◆ Data shown ◆
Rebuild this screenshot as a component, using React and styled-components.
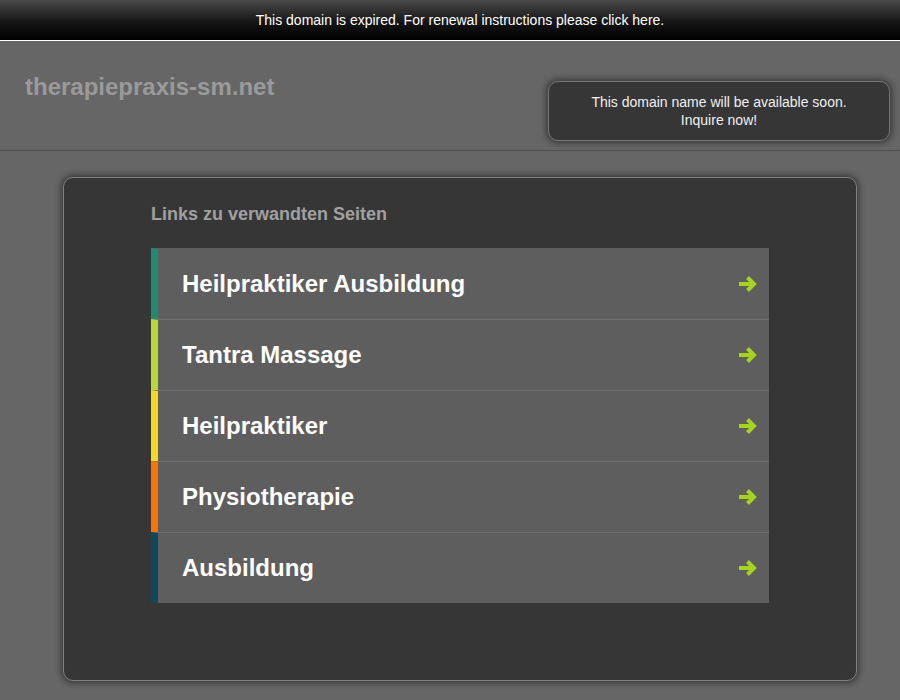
import React from 'react';
import styled, { createGlobalStyle } from 'styled-components';

const GlobalStyle = createGlobalStyle`
  html, body {
    margin: 0;
    padding: 0;
    background: #666666;
    font-family: "Liberation Sans", Arial, sans-serif;
  }
`;

const links = [
  { title: 'Heilpraktiker Ausbildung', color: '#1e8c6f' },
  { title: 'Tantra Massage', color: '#b8d934' },
  { title: 'Heilpraktiker', color: '#f5d81f' },
  { title: 'Physiotherapie', color: '#ff7300' },
  { title: 'Ausbildung', color: '#0d4a5e' },
];

const Page = styled.div`
  width: 900px;
  height: 700px;
  overflow: hidden;
  background: #666666;
`;

const TopBar = styled.div`
  height: 40px;
  padding-left: 20px;
  display: flex;
  align-items: center;
  justify-content: center;
  background: linear-gradient(180deg, #4a4a4a 0%, #151515 55%, #000000 100%);
  border-bottom: 1px solid #ffffff;
  color: #ffffff;
  font-size: 14px;
  cursor: pointer;
`;

const Header = styled.div`
  height: 110px;
  padding: 0 10px 0 25px;
  display: flex;
  justify-content: space-between;
  align-items: flex-start;
  border-bottom: 1px solid #4e4e4e;
  box-sizing: border-box;
`;

const DomainTitle = styled.h1`
  margin: 32px 0 0;
  font-size: 24px;
  font-weight: bold;
  color: #9a9a9a;
`;

const Notice = styled.div`
  margin-top: 40px;
  width: 342px;
  height: 60px;
  box-sizing: border-box;
  display: flex;
  flex-direction: column;
  align-items: center;
  justify-content: center;
  background: #363636;
  border: 1px solid #777777;
  border-radius: 10px;
  box-shadow: 0 0 6px 2px rgba(0, 0, 0, 0.45);
  color: #f0f0f0;
  font-size: 14px;
  line-height: 18px;
`;

const Main = styled.div`
  margin: 26px 43px 0 63px;
  height: 504px;
  box-sizing: border-box;
  padding: 26px 87px 0 87px;
  background: #363636;
  border: 1px solid #808080;
  border-radius: 10px;
  box-shadow: 0 0 6px 2px rgba(0, 0, 0, 0.45);
`;

const SectionTitle = styled.h2`
  margin: 0 0 23px;
  font-size: 18px;
  font-weight: bold;
  color: #a0a0a0;
`;

const LinkList = styled.div`
  display: flex;
  flex-direction: column;
`;

const LinkRow = styled.a`
  height: 71px;
  box-sizing: border-box;
  display: flex;
  align-items: center;
  justify-content: space-between;
  padding: 0 11px 0 24px;
  background: #5e5e5e;
  border-left: 7px solid ${(p) => p.$accent};
  border-top: 1px solid ${(p) => (p.$first ? '#5e5e5e' : '#707070')};
  color: #ffffff;
  font-size: 24px;
  font-weight: bold;
  text-decoration: none;
`;

const Arrow = () => (
  <svg width="20" height="18" viewBox="0 0 20 18">
    <path d="M1 9 H15" stroke="#a6d41c" strokeWidth="4" />
    <path d="M9.5 2.5 L16 9 L9.5 15.5" stroke="#a6d41c" strokeWidth="4" fill="none" />
  </svg>
);

export default function App() {
  return (
    <Page>
      <GlobalStyle />
      <TopBar>This domain is expired. For renewal instructions please click here.</TopBar>
      <Header>
        <DomainTitle>therapiepraxis-sm.net</DomainTitle>
        <Notice>
          <span>This domain name will be available soon.</span>
          <span>Inquire now!</span>
        </Notice>
      </Header>
      <Main>
        <SectionTitle>Links zu verwandten Seiten</SectionTitle>
        <LinkList>
          {links.map((l, i) => (
            <LinkRow key={l.title} href="#" $accent={l.color} $first={i === 0}>
              {l.title}
              <Arrow />
            </LinkRow>
          ))}
        </LinkList>
      </Main>
    </Page>
  );
}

◆ Work instructions ◆
Please transcribe the material above exactly as written. Leave the pictures out.

◆ Result for this exercise ◆
Rebuild this screenshot as a component, using React and styled-components.
import React from 'react';
import styled, { createGlobalStyle } from 'styled-components';

const GlobalStyle = createGlobalStyle`
  html, body {
    margin: 0;
    padding: 0;
    background: #666666;
    font-family: "Liberation Sans", Arial, sans-serif;
  }
`;

const links = [
  { title: 'Heilpraktiker Ausbildung', color: '#1e8c6f' },
  { title: 'Tantra Massage', color: '#b8d934' },
  { title: 'Heilpraktiker', color: '#f5d81f' },
  { title: 'Physiotherapie', color: '#ff7300' },
  { title: 'Ausbildung', color: '#0d4a5e' },
];

const Page = styled.div`
  width: 900px;
  height: 700px;
  overflow: hidden;
  background: #666666;
`;

const TopBar = styled.div`
  height: 40px;
  padding-left: 20px;
  display: flex;
  align-items: center;
  justify-content: center;
  background: linear-gradient(180deg, #4a4a4a 0%, #151515 55%, #000000 100%);
  border-bottom: 1px solid #ffffff;
  color: #ffffff;
  font-size: 14px;
  cursor: pointer;
`;

const Header = styled.div`
  height: 110px;
  padding: 0 10px 0 25px;
  display: flex;
  justify-content: space-between;
  align-items: flex-start;
  border-bottom: 1px solid #4e4e4e;
  box-sizing: border-box;
`;

const DomainTitle = styled.h1`
  margin: 32px 0 0;
  font-size: 24px;
  font-weight: bold;
  color: #9a9a9a;
`;

const Notice = styled.div`
  margin-top: 40px;
  width: 342px;
  height: 60px;
  box-sizing: border-box;
  display: flex;
  flex-direction: column;
  align-items: center;
  justify-content: center;
  background: #363636;
  border: 1px solid #777777;
  border-radius: 10px;
  box-shadow: 0 0 6px 2px rgba(0, 0, 0, 0.45);
  color: #f0f0f0;
  font-size: 14px;
  line-height: 18px;
`;

const Main = styled.div`
  margin: 26px 43px 0 63px;
  height: 504px;
  box-sizing: border-box;
  padding: 26px 87px 0 87px;
  background: #363636;
  border: 1px solid #808080;
  border-radius: 10px;
  box-shadow: 0 0 6px 2px rgba(0, 0, 0, 0.45);
`;

const SectionTitle = styled.h2`
  margin: 0 0 23px;
  font-size: 18px;
  font-weight: bold;
  color: #a0a0a0;
`;

const LinkList = styled.div`
  display: flex;
  flex-direction: column;
`;

const LinkRow = styled.a`
  height: 71px;
  box-sizing: border-box;
  display: flex;
  align-items: center;
  justify-content: space-between;
  padding: 0 11px 0 24px;
  background: #5e5e5e;
  border-left: 7px solid ${(p) => p.$accent};
  border-top: 1px solid ${(p) => (p.$first ? '#5e5e5e' : '#707070')};
  color: #ffffff;
  font-size: 24px;
  font-weight: bold;
  text-decoration: none;
`;

const Arrow = () => (
  <svg width="20" height="18" viewBox="0 0 20 18">
    <path d="M1 9 H15" stroke="#a6d41c" strokeWidth="4" />
    <path d="M9.5 2.5 L16 9 L9.5 15.5" stroke="#a6d41c" strokeWidth="4" fill="none" />
  </svg>
);

export default function App() {
  return (
    <Page>
      <GlobalStyle />
      <TopBar>This domain is expired. For renewal instructions please click here.</TopBar>
      <Header>
        <DomainTitle>therapiepraxis-sm.net</DomainTitle>
        <Notice>
          <span>This domain name will be available soon.</span>
          <span>Inquire now!</span>
        </Notice>
      </Header>
      <Main>
        <SectionTitle>Links zu verwandten Seiten</SectionTitle>
        <LinkList>
          {links.map((l, i) => (
            <LinkRow key={l.title} href="#" $accent={l.color} $first={i === 0}>
              {l.title}
              <Arrow />
            </LinkRow>
          ))}
        </LinkList>
      </Main>
    </Page>
  );
}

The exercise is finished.